O papa e os direitos reprodutivos: entre a cruz e a espada?

O papa Francisco, num mesmo dia, 20 de setembro, apareceu na grande imprensa mundial falando para plateias diferentes, emitindo opiniões aparentemente díspares sobre os direitos reprodutivos.

Por Fátima Oliveira*, em O Tempo

Há quem diga que ele está entre a cruz e a espada, pois deseja avançar, mas poderosas forças retrógradas do catolicismo romano não permitem. Para outros, ele está se tornando exímio em agradar a plateias: diz o que cada uma quer ouvir.
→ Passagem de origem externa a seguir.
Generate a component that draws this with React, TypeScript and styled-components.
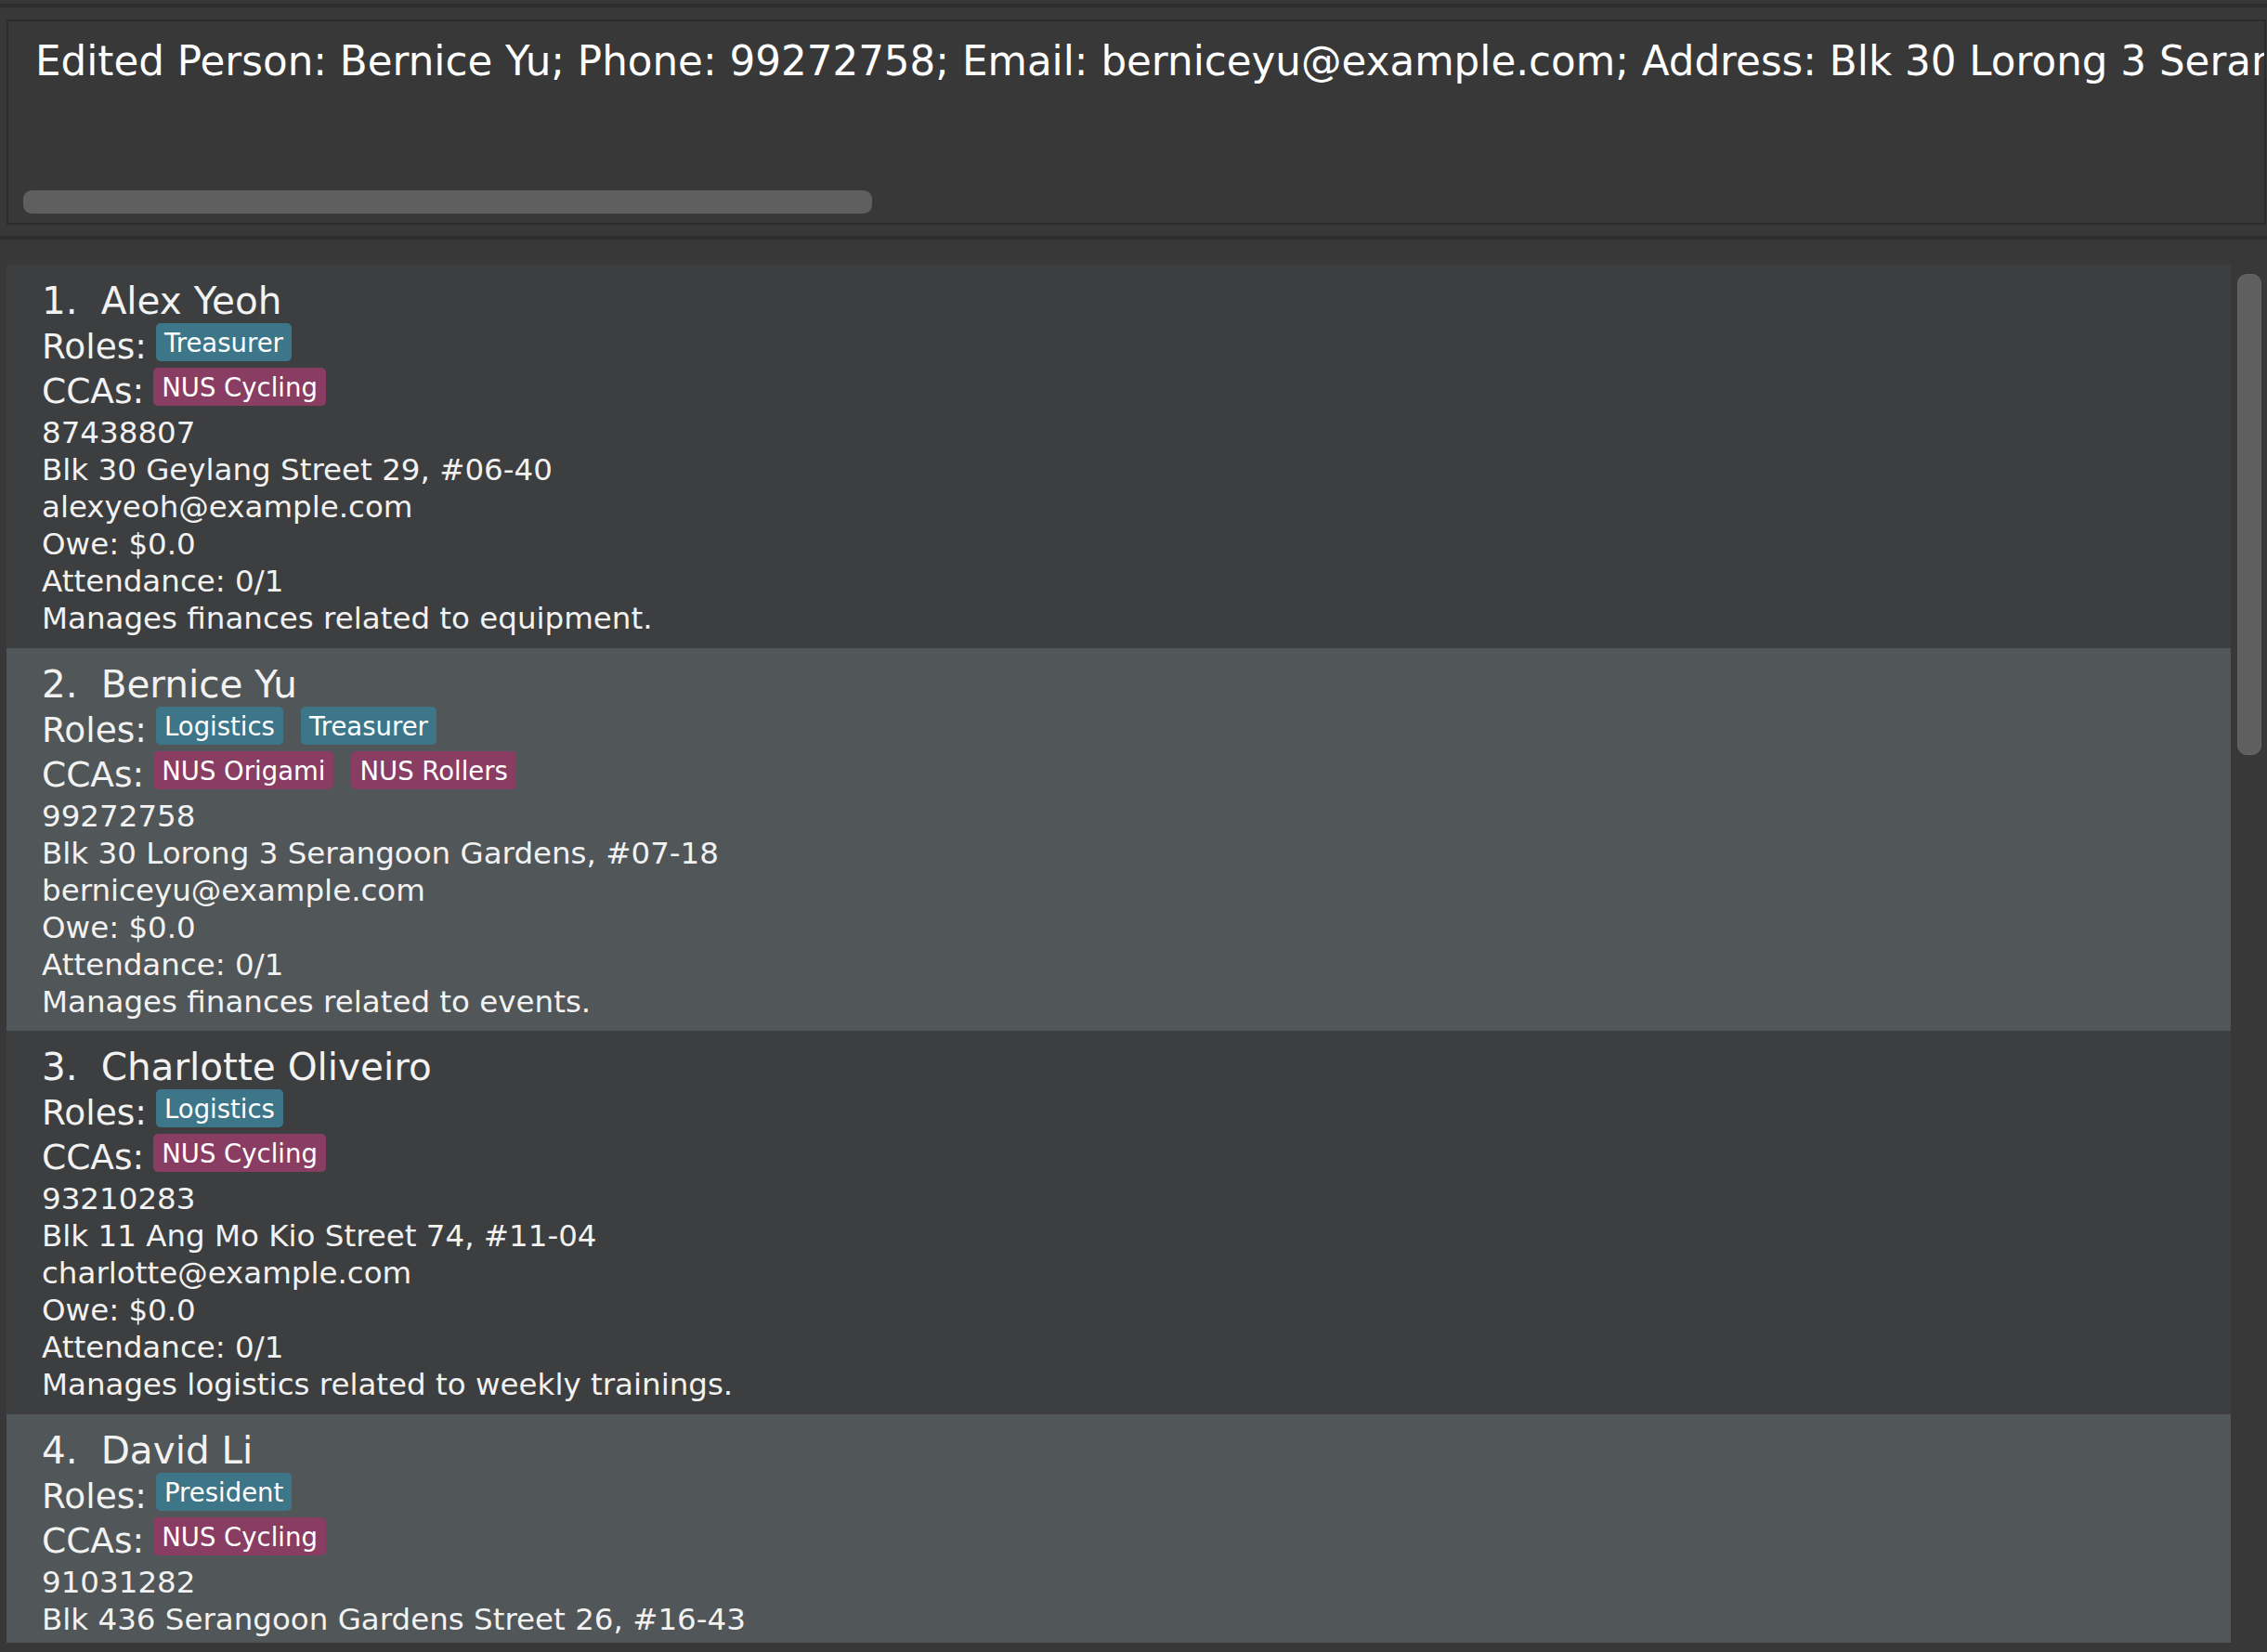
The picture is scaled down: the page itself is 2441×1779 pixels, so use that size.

E assim as águas vão rolando, turbulentamente, na Santa Sé.

Em 20 de setembro de 2013, o papa Francisco recebeu os participantes do 10º Encontro da Federação Internacional das Associações Médicas Católicas, cujo eixo foi “Catolicismo e cuidados maternos”. Enfatizou a defesa da vida:

Em cada criança não nascida, mas condenada injustamente a ser abortada, está o rosto de Jesus, tem o rosto do Senhor, que ainda antes de nascer e depois, logo que nasce, experimenta a rejeição do mundo. E cada idoso – falei da criança: vamos agora aos idosos –, mesmo que doente ou nos fins dos seus dias, tem em si o rosto de Cristo. Não se podem deitar fora!

E exortou aos médicos católicos que sejam “testemunhas e difusores da ‘cultura da vida’” (Rádio Vaticano).

No mesmo dia, Philip Pullella, da Reuters, publicou, sob o título “Papa critica obsessão da Igreja com gays, aborto e contracepção”, informações de que o papa concedeu uma “longa entrevista ao padre jesuíta Antonio Spadaro, diretor da revista Civiltà Cattolica, e disse que a Igreja precisa encontrar um novo equilíbrio entre a preservação das regras e o exercício da misericórdia. ‘Do contrário, até o edifício moral da Igreja deve cair como um castelo de cartas’”.

Acrescentou ainda que a Igreja se fechou em coisas pequenas, em regras tacanhas e na avidez de condenar os outros. E foi taxativo ao dizer na entrevista mencionada que: “Nós não podemos insistir somente sobre questões relacionadas ao aborto, casamento gay e uso de métodos contraceptivos. Isso não é possível. Eu não falei muito sobre essas coisas e fui repreendido por isso”.

Embora o papa não tenha citado uma “perspectiva de uma mudança iminente nos ensinamentos morais”, falou a respeito das críticas recebidas do meio conservador católico por ter dito que não poderia recriminar homossexuais que tenham boa vontade e que busquem Deus e que não é possível interferir espiritualmente na vida de uma pessoa.

O diretor do grupo liberal Fé na Vida Pública, John Gehring, declarou: “Este papa está resgatando a Igreja daqueles que pensam que condenar gays e se opor à contracepção define o que significa ser católico real”.

O bispo Thomas J. Tobin, de Providence, Rhode Island, falou em nome de muitos católicos conservadores quando disse que estava desapontado com o fato de que o papa não tinha abordado o ‘mal do aborto’ mais diretamente para encorajar ativistas antiaborto”.

Para muitos, a perplexidade é a tônica, ao mesmo tempo em que indagam: aonde o papa quer ir e para onde ele vai? Ou o papa não vai sair do fundamentalismo e o catolicismo continuará satanizando os direitos reprodutivos (mulheres) e os direitos sexuais de gays e lésbicas?

Eu, particularmente, não “boto fé” em mudanças nas “regras morais” da Igreja Católica. Basta lembrar o Manual de Bioética para Jovens, divulgado por ocasião da última Jornada Mundial da Juventude (Rio de Janeiro, 23 a 28 de julho, 2013), que nada tem a ver com a ética da vida; é tão somente uma compilação do que há de mais pantanoso do fundamentalismo católico romano.